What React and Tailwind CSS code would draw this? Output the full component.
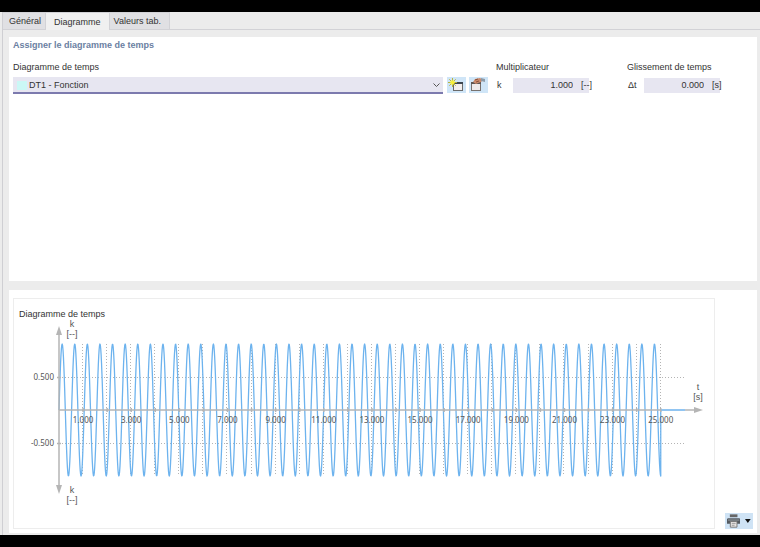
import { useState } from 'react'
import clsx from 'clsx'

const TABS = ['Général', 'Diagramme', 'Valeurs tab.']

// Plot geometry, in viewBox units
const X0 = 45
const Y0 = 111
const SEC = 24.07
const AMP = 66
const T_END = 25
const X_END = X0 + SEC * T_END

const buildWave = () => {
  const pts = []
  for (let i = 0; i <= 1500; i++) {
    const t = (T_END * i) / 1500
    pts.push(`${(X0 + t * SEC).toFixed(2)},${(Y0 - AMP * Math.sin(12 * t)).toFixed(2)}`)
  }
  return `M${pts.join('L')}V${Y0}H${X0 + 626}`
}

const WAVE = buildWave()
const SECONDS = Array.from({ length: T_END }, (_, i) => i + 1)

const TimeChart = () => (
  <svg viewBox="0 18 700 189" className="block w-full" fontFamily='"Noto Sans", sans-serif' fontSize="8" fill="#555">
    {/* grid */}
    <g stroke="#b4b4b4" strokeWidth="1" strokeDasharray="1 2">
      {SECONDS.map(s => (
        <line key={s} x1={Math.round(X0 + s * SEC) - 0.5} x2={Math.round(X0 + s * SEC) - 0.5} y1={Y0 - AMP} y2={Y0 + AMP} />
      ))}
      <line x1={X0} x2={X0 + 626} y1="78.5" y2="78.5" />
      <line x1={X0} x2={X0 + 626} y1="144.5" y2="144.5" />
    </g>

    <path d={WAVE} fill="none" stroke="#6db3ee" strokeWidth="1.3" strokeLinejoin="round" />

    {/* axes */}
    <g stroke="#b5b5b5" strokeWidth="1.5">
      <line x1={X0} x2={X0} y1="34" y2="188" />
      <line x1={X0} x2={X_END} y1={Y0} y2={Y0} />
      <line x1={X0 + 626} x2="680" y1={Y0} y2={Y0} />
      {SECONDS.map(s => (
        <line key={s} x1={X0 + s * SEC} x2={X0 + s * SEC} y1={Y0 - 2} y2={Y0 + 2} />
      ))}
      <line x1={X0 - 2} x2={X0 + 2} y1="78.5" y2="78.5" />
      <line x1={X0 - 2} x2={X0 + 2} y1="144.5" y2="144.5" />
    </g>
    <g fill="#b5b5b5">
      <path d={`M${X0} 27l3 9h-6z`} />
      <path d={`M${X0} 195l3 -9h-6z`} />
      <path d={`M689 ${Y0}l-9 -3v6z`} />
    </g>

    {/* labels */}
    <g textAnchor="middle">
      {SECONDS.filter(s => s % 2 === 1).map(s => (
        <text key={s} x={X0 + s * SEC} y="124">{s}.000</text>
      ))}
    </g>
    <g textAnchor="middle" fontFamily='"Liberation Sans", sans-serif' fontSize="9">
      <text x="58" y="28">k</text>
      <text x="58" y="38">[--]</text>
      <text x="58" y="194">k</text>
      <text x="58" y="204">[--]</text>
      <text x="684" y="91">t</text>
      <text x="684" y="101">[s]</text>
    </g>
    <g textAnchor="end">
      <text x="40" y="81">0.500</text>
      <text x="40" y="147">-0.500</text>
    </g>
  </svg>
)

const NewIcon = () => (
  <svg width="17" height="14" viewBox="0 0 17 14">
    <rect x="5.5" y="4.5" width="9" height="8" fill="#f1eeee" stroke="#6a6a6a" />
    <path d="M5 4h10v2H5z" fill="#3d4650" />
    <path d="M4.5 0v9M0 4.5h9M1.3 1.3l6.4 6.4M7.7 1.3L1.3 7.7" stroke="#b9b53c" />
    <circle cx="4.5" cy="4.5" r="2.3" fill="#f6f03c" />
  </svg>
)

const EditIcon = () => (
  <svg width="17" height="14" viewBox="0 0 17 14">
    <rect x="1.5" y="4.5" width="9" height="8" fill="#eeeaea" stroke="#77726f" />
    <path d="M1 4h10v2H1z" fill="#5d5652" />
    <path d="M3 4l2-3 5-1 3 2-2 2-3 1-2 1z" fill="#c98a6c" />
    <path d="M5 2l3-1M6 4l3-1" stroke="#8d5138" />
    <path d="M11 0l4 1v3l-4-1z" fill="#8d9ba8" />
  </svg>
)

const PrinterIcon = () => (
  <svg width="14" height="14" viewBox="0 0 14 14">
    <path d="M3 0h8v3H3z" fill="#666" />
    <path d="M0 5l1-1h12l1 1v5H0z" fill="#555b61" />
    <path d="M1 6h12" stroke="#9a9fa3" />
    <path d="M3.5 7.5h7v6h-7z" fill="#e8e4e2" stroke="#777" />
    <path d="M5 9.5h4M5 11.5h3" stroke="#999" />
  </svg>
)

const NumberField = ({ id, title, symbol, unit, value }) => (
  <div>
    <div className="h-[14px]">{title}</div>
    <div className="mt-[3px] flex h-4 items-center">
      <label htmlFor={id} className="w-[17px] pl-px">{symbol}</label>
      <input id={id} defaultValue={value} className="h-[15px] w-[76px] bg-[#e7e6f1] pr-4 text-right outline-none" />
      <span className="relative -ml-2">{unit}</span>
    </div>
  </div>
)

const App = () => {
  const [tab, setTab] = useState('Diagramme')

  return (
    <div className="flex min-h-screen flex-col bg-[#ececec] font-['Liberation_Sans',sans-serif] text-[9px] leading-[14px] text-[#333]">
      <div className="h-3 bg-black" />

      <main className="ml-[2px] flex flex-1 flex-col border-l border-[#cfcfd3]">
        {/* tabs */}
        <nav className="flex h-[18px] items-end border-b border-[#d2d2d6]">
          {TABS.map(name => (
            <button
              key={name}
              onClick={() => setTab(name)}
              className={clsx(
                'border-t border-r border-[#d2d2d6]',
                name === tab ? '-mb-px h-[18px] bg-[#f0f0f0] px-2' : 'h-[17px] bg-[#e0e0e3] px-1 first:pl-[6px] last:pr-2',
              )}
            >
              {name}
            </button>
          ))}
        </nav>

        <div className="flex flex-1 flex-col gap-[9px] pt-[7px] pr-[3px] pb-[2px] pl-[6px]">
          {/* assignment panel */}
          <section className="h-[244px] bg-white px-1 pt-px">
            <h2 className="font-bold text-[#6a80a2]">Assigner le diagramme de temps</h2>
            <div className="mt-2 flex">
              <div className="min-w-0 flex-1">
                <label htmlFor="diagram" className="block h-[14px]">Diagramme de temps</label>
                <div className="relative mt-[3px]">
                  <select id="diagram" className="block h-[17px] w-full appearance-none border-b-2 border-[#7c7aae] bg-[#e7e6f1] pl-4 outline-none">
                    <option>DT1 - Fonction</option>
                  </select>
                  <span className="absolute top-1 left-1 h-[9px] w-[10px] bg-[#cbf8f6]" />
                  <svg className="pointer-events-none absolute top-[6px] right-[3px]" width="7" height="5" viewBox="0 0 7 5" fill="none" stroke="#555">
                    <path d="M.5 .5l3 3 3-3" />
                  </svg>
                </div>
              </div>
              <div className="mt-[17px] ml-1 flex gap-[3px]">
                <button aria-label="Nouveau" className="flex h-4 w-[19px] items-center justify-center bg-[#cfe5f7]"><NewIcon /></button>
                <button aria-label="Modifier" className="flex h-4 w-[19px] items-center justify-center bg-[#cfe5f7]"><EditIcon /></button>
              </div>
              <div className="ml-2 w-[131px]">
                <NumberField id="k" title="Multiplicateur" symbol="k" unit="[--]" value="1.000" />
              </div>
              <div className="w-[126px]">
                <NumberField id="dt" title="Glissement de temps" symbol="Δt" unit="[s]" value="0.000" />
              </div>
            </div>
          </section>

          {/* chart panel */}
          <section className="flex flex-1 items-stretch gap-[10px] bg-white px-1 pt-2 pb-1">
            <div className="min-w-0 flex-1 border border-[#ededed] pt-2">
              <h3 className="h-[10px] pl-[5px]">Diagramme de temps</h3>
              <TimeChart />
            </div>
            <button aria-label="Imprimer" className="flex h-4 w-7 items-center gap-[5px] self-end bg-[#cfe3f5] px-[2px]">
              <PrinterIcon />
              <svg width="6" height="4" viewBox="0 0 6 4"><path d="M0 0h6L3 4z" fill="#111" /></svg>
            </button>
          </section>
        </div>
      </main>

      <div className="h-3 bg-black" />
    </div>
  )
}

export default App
== == ==
Direction:
Restate exactly, please, only the lines between the start of the data and the line containing "const TABS = ['Général', 'Diagramme', 'Valeurs", both ends included, skipping the pictures.

Output of the task:
What React and Tailwind CSS code would draw this? Output the full component.
import { useState } from 'react'
import clsx from 'clsx'

const TABS = ['Général', 'Diagramme', 'Valeurs tab.']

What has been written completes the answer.